An existing Web application that does not validate user input. In an ideal scenario, the application checks for acceptable input for each field or entry point. However, if you have an existing Web application that does not validate user input, you need a stopgap approach to mitigate risk until you can improve your application's input validation strategy. While neither of the following approaches ensures safe handling of input, because that is dependent on where the input comes from and how it is used in your application, they are in practice today as quick fixes for short-term security improvement:
- HTML-encoding and URL-encoding user input when writing back to the client. In this case, the assumption is that no input is treated as HTML and all output is written back in a protected form. This is sanitization in action.

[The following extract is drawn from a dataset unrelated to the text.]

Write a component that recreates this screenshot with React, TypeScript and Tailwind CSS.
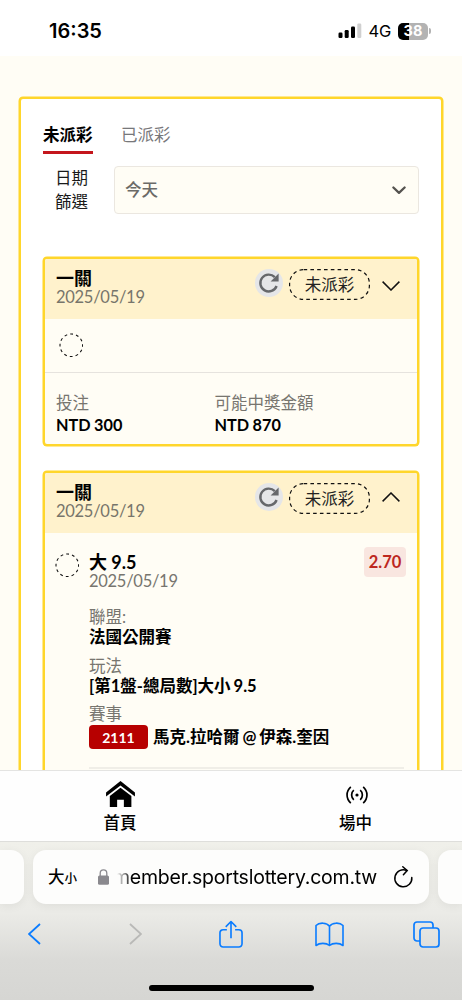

- Rejecting malicious script characters. This is a case of rejecting known bad input. In this case, a configurable set of malicious characters is used to reject the input. As described earlier, the problem with this approach is that bad data is a matter of context.
Validate all values sent from the client.
Restrict the fields that the user can enter and modify and validate all values coming from the client. If you have predefined values in your form fields, users can change them and post them back to receive different results. Permit only known good values wherever possible. For example, if the input field is for a state, only inputs matching a state postal code should be permitted.
Do not trust HTTP header information.
HTTP headers are sent at the start of HTTP requests and HTTP responses. Your Web application should make sure it does not base any security decision on information in the HTTP headers because it is easy for an attacker to manipulate the header. For example, the referer field in the header contains the URL of the Web page from where the request originated. Do not make any security decisions based on the value of the referer field, for example, to check whether the request originated from a page generated by the Web application, because the field is easily falsified.